There is a certain gravitas to the flavor and aroma of the Short Run 2015 in the early going as nostril filling smoke full of barnyard and earth waft off the foot of the cigar as its toasted, but I’m also impressed at how bright it is, not getting weighed down by what could be presented as a heavy flavor. There are touches of pepper and earth in the first few puffs, a captivating but not overpowering beginning to the cigar. The burn line starts to venture off course in the first inch, nothing I’m overly concerned about but something that I will be monitoring. By the one inch mark the flavor has begun a significant shift, though its direction seems to be different from cigar to cigar. In the first sample I get an incredible note of peppermint, somewhere between a candy cane on the tongue and Altoid in the nose. In the second and third cigars it’s not there in nearly the same form and pepper grabs the reins, giving the cigar an even brighter punch of flavor and aroma. At points the heavier notes from the initial puffs completely go away, though they seem to return by the time the burn line is just past an inch in length. I could certainly go for a bit more open of a draw at points during the first third, but it’s not overly problematic, and with the ash holding on until almost the band, I’m willing to accept the cigar as it is.
Again, the lead note of either pepper or peppermint that emerged at the end of the first third becomes the focal point of the Short Run 2015’s evolution, staying prevalent at the start of the second third before swapping roles with the heavier earth notes ahead of the midpoint, yet still staying part of the overall package. The draw is still a bit tight but the burn line has more or less corrected itself, and by the midpoint I’m really impressed by what the Short Run 2015 has been able to deliver, though it hasn’t quite been quite as attention grabbing as I might have been hoping for from E.P. Carrillo in terms of complexity. I will certainly give it the credit its due for balance, as for a blend that leans toward the full side of the spectrum, it’s certainly stayed fair to the palate. Past the midpoint, the peppermint is almost completely gone and my palate is left with a smooth if somewhat nondescript earthiness, along with varying amounts of pepper that leave a good tingle on the tongue. A few retrohales offer a pleasing tingle on the top of the nasal cavity that’s more about stimulation than submission.

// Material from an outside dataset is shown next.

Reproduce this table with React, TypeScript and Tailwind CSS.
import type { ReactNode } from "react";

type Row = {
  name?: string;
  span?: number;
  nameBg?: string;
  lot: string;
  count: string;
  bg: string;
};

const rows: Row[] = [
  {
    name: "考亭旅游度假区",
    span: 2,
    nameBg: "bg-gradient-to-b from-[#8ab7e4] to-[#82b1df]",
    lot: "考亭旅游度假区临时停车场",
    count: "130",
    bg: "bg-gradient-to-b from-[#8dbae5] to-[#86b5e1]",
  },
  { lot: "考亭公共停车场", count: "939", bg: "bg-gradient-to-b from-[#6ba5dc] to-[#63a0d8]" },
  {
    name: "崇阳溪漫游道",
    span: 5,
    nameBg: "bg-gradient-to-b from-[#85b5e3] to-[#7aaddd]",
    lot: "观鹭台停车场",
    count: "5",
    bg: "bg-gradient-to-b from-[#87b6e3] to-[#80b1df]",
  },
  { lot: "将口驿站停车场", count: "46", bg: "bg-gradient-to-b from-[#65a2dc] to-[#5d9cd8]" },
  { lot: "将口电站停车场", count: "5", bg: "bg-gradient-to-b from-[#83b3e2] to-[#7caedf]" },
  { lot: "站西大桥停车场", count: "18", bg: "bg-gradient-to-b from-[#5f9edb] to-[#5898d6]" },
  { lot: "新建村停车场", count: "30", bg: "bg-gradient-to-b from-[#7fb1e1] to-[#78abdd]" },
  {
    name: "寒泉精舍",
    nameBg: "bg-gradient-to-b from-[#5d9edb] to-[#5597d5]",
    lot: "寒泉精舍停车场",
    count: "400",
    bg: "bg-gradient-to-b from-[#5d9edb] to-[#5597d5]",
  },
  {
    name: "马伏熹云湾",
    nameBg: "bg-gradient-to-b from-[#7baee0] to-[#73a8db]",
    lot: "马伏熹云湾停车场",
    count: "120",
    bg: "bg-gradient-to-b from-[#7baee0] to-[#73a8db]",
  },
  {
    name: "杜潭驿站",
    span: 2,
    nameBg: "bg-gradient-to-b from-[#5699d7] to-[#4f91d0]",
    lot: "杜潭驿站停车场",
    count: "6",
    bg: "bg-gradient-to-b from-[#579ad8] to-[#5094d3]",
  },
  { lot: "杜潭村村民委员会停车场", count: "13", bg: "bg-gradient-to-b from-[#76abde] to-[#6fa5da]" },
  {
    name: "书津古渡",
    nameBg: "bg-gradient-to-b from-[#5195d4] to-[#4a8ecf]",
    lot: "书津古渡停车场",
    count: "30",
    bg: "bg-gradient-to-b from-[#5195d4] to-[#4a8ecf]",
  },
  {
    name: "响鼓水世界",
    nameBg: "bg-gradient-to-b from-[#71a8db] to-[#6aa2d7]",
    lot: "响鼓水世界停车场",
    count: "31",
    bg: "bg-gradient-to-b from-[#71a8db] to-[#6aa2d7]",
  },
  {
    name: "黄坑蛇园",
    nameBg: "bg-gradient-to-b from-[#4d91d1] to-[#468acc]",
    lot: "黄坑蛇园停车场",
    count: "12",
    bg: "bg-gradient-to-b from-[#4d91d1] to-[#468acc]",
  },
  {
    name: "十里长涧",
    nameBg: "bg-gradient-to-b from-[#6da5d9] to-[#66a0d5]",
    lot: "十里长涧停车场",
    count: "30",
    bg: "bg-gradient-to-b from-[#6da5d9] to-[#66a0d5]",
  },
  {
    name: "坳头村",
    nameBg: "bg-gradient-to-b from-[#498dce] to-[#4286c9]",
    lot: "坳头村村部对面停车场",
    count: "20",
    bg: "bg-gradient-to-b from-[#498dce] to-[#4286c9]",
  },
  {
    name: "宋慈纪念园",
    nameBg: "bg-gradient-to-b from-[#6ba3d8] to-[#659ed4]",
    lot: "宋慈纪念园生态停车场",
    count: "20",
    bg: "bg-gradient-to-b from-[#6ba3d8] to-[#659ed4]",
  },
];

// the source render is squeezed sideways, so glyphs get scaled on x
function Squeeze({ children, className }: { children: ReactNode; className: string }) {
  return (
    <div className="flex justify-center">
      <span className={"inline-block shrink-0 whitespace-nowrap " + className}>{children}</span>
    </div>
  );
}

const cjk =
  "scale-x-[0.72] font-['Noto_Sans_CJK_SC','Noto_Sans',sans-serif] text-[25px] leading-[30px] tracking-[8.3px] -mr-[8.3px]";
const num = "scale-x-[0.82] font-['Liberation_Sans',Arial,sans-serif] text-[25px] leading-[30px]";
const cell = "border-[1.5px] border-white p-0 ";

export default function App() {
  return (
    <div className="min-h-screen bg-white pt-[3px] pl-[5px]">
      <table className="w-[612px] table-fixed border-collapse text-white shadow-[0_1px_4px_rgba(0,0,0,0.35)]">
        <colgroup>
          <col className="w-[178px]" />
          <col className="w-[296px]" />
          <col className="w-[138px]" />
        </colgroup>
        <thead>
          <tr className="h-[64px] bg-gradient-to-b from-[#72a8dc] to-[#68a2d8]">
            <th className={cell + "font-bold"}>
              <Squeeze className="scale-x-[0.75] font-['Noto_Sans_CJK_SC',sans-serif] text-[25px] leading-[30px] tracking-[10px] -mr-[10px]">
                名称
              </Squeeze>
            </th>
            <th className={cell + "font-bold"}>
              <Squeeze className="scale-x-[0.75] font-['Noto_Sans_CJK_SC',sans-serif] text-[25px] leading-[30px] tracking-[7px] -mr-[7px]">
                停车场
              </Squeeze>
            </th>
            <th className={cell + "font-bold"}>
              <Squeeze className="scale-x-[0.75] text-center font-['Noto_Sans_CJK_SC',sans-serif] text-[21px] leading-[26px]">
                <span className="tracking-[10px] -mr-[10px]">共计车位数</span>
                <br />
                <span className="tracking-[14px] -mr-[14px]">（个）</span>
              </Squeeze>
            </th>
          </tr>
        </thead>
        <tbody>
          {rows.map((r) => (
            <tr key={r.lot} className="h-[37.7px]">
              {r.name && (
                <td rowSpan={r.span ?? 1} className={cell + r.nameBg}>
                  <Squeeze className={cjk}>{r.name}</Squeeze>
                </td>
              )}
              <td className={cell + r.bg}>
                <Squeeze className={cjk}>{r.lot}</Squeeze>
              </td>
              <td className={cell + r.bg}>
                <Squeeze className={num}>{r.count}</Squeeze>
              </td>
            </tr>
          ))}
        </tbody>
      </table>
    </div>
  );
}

After two fairly strong thirds there is a bit of reprieve at the start of the final third, though it’s certainly not a complete bottoming out of the flavors. There’s a bit of a woody undertone that starts to emerge with touches of leather closer to the forefront, though the cigar never sheds its roots and begins to bring the pepper back as a more prominent part of the equation. There are points where there’s a bit of charred wood in the aroma, which helps keep the cigar on the stronger side of medium in terms of flavor and strength, yet I can’t say I feel much of a nicotine kick. The burn line continues to be sharp and even with no combustion or smoke production issues at all, with the smoke staying fairly cool and allowing me to smoke it down to a small nub without any harshness.

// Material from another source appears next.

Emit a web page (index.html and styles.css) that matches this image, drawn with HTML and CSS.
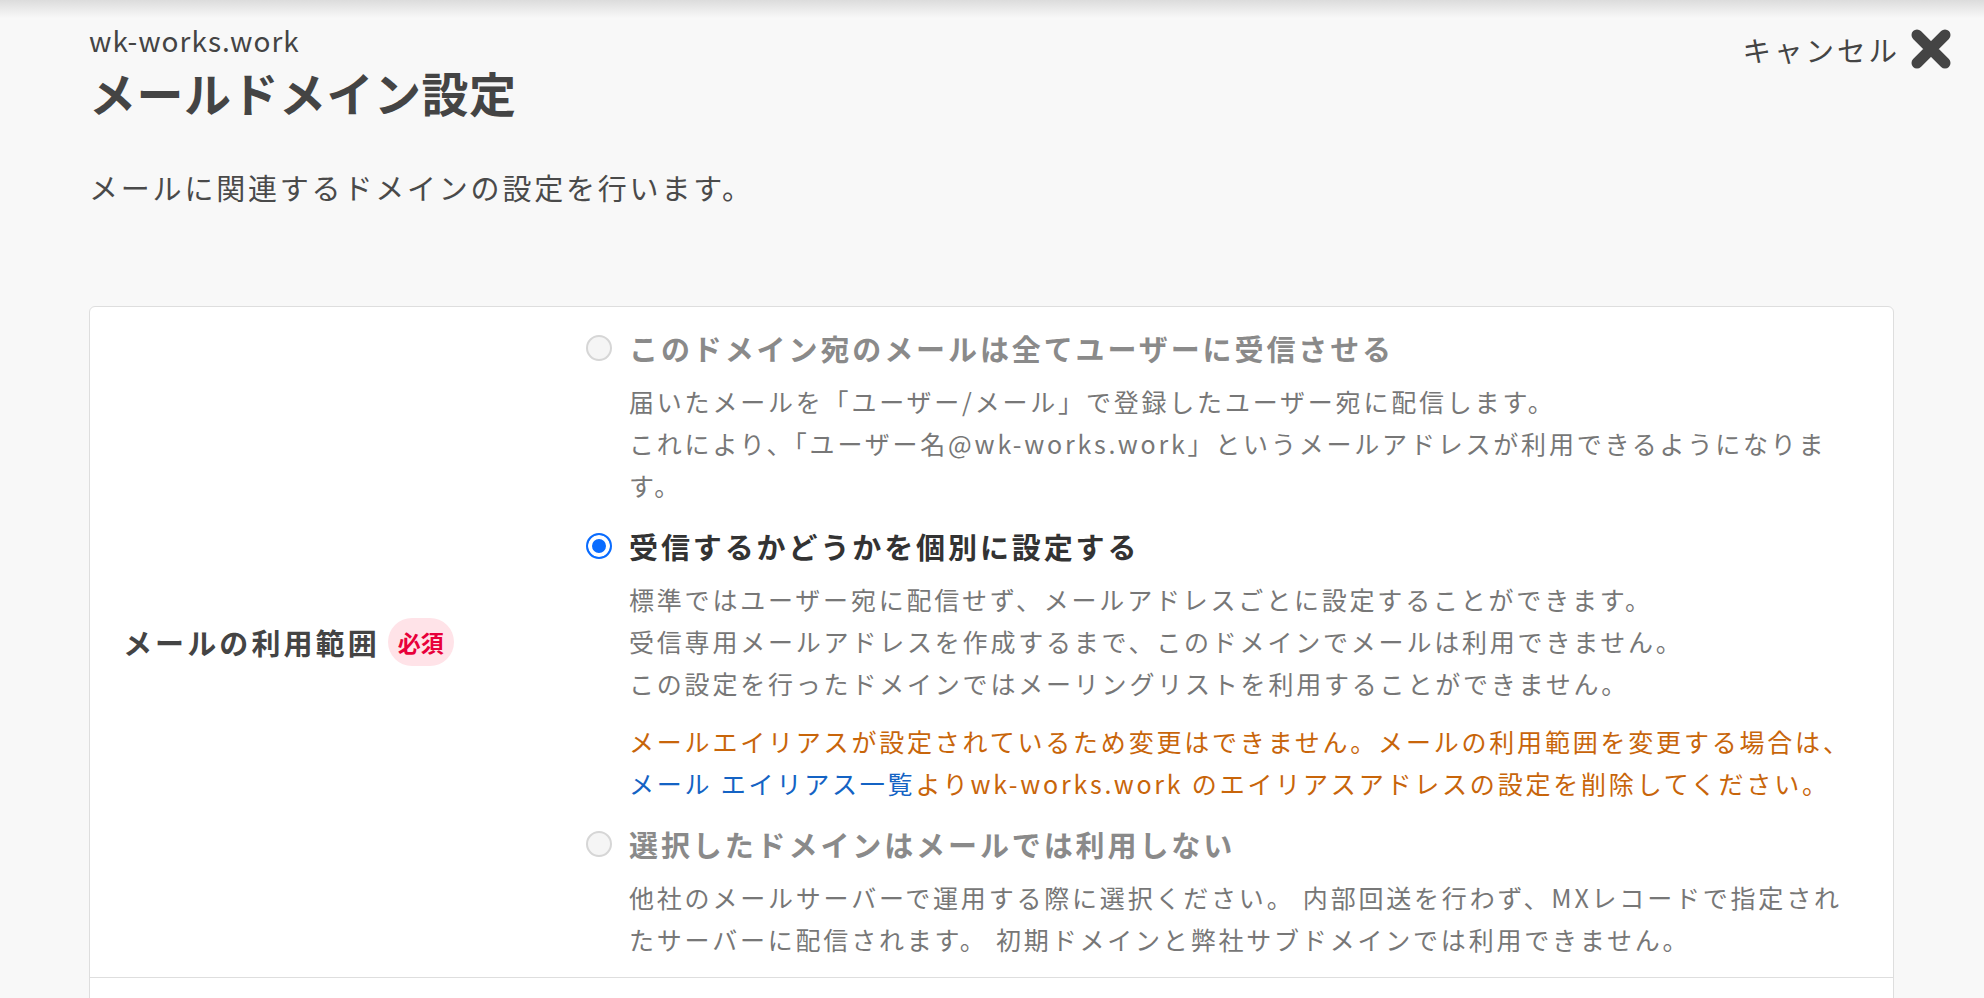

- This is another example of a cigar that looks like it could have two bands on it, but in fact only has one, a similar presentation to the secondary band on the Romeo y Julieta Wide Churchills Gran Reserva Cosecha 2009 I smoked recently.
- It is fitting that the smallest vitola of this year’s Short Run series is called Napoleon, given how the French military and political is well known for being short, though many believe that to be a false report and put him around 5’6”, which was average for the time.
- I really wish the peppermint note was found in the other two cigars I smoked for this review, though I have to wonder if my palate was a bit off or if I was just crazy the day I smoked that. I’ve tasted peppermint before in cigars, but this was almost on another level, and while I got traces of it in the others, it was nowhere near as prominent.
- If you’d like to read all of halfwheel’s reviews of E.P. Carrillo Short Run releases, here you go: 2010 Delirios, 2010 No. 4, 2011 Cañonazos, 2012 Invictos, 2013 Robusto (and redux) and 2014 No. 62.
- Final smoking time was just under two hours on average.
- The cigars for this review were purchased by halfwheel.
- Site sponsors Atlantic Cigar, Emerson’s Cigars and Serious Cigar all list the E.P. Carrillo Short Run 2015 as being in stock. Cigar Hustler, JR Cigars and Stogies World Class Cigars are all E.P. Carrillo retailers but have not yet listed this line yet.
E.P. Carrillo's Short Run line has generally scored well on halfwheel, and 2015's release is no different. I'm still scratching my head over the peppermint note that I found to be so prominent in the first cigar, and my lasting impression from all three was that I would have loved a bit more complexity across the board, but I can certainly see what Ernesto Perez-Carrillo, Jr. found so appealing about this wrapper.